Here is my question:
If $D(m)$ is the deficiency of the deficient number $m$, then what is $$\lim_{m \rightarrow \infty}{\frac{D(m)}{m}}?$$
On
The limit does not exist. I can take arbitrarily large primes, which have $D(p) = 2p - (1+p) = p-1$, and thus have $\frac{D(p)}{p} = 1+\frac{1}{p-1} \to 1$. I could also consider $q=2p$, which have $D(2p) = 4p - (1+2+p+2p) = p - 3, \implies \frac{D(q)}{q} = \frac{p-3}{2p} \to \frac{1}{2}$. Since this function attains values arbitrarily closed to $\frac{1}{2}$, and numbers arbitrarily close to 1, infinitely often, it does not converge.
On
Preamble: This is for the OP's own benefit. I leave it here for the sake of posting a copy of my own thoughts on the problem.
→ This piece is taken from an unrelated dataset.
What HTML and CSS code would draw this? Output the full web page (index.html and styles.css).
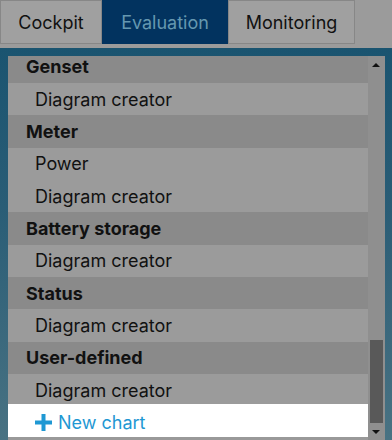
FILE: index.html
```html
<!DOCTYPE html>
<html>
<head>
<meta charset="utf-8">
<link rel="stylesheet" href="styles.css">
</head>
<body>
<div class="topbar">
  <div class="tab">Cockpit</div>
  <div class="tab active">Evaluation</div>
  <div class="tab">Monitoring</div>
</div>
<div class="stage">
  <div class="panel">
    <div class="main">
      <div class="list">
        <div class="inner">
          <div class="row head">Genset</div>
          <div class="row item">Diagram creator</div>
          <div class="row head">Meter</div>
          <div class="row item">Power</div>
          <div class="row item">Diagram creator</div>
          <div class="row head">Battery storage</div>
          <div class="row item">Diagram creator</div>
          <div class="row head">Status</div>
          <div class="row item">Diagram creator</div>
          <div class="row head">User-defined</div>
          <div class="row item">Diagram creator</div>
        </div>
      </div>
      <div class="row new">
        <svg class="plus" width="17" height="17" viewBox="0 0 17 17"><path d="M6.5 0h4v6.5H17v4h-6.5V17h-4v-6.5H0v-4h6.5z" fill="#1f98d3"/></svg>
        <span>New chart</span>
      </div>
    </div>
    <div class="scrollbar">
      <div class="arrow up"></div>
      <div class="track"><div class="thumb"></div></div>
      <div class="arrow down"></div>
    </div>
  </div>
</div>
</body>
</html>
```
FILE: styles.css
```css
html, body {
  margin: 0;
  padding: 0;
}
body {
  width: 392px;
  height: 440px;
  overflow: hidden;
  background: #9b9b9b;
  font-family: Inter, "Noto Sans", sans-serif;
  color: #111;
}
.topbar {
  height: 48px;
  display: flex;
  align-items: flex-start;
  background: #9b9b9b;
}
.tab {
  height: 44px;
  box-sizing: border-box;
  display: flex;
  align-items: center;
  justify-content: center;
  font-size: 18px;
  border: 1px solid #878787;
  background: #a0a0a0;
  color: #111;
}
.tab:nth-child(1) { width: 102px; }
.tab:nth-child(2) { width: 126px; }
.tab:nth-child(3) { width: 127px; }
.tab.active {
  background: #02335f;
  color: #6598b0;
  border-color: #02335f;
}
.stage {
  height: 392px;
  padding: 8px 7px 0 8px;
  background: linear-gradient(180deg, #1a5470 0%, #2a5d76 40%, #4a7383 100%);
}
.panel {
  height: 384px;
  display: flex;
  background: #8f8f8f;
}
.main {
  width: 360px;
  display: flex;
  flex-direction: column;
  padding-bottom: 3px;
  background: #999;
}
.list {
  flex: 1;
  overflow: hidden;
  min-height: 0;
}
.inner {
  margin-top: -5.3px;
}
.row {
  height: 32.33px;
  display: flex;
  align-items: center;
  font-size: 18px;
  box-sizing: border-box;
}
.head {
  background: #8a8a8a;
  font-weight: 700;
  padding-left: 18px;
}
.item {
  background: #9b9b9b;
  padding-left: 27px;
}
.new {
  flex: none;
  height: 33px;
  background: #ffffff;
  padding-left: 27px;
  padding-top: 3px;
  color: #1f98d3;
  width: 362px;
  gap: 6px;
}
.plus { flex: none; }
.scrollbar {
  width: 16px;
  display: flex;
  flex-direction: column;
  background: #8f8f8f;
}
.arrow {
  height: 17px;
  display: flex;
  align-items: center;
  justify-content: center;
}
.arrow.up::before {
  content: "";
  border-left: 4px solid transparent;
  border-right: 4px solid transparent;
  border-bottom: 4px solid #111;
}
.arrow.down::before {
  content: "";
  border-left: 4px solid transparent;
  border-right: 4px solid transparent;
  border-top: 4px solid #111;
}
.track {
  flex: 1;
  display: flex;
  flex-direction: column;
  justify-content: flex-end;
  padding: 0 1px 0 2px;
}
.thumb {
  height: 83px;
  background: #595959;
}
```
Note that $$\frac{D(m)}{m} = \frac{2m-\sigma(m)}{m} = 2-\frac{\sigma(m)}{m} = 2-I(m)$$ where $$I(m)=\frac{\sigma(m)}{m}$$ is the abundancy index of $m$.
Furthermore, we have $$\prod_{i=1}^{\omega(m)}{\left(\frac{p_i + 1}{p_i}\right)} \leq I(m) < \prod_{i=1}^{\omega(m)}{\left(\frac{p_i}{p_i - 1}\right)}$$ given that $m$ has $\omega(m)$ prime factors $p_1 < p_2 < \ldots < p_{\omega(m)}$.
Thus, if $$\frac{D(m)}{m}$$ were to have a "limit", then it would be $2$ minus the "limit" of $I(m)$.
But the "limit" of $I(m)$ is obtained by letting at least one prime $p_i \rightarrow \infty$, which then gives $$1 = \lim_{p_i \rightarrow \infty}{\prod_{i=1}^{\omega(m)}{\left(\frac{p_i + 1}{p_i}\right)}} \leq \lim_{m \rightarrow \infty}{I(m)} \leq \lim_{p_i \rightarrow \infty}{\prod_{i=1}^{\omega(m)}{\left(\frac{p_i}{p_i - 1}\right)}} = 1,$$ so that $$\lim_{m \rightarrow \infty}{\frac{D(m)}{m}} = \lim_{m \rightarrow \infty}{\left(2-I(m)\right)} = 2 - 1 = 1.$$
Update: August 27 2016
It turns out that there are convergence issues (i.e. with subsequences) that must be considered. Hence, this "proof" is not valid.
Hint: Both primes and powers of two are deficient, and the limit of these subseqeunces are $1$ and $0$, respectively.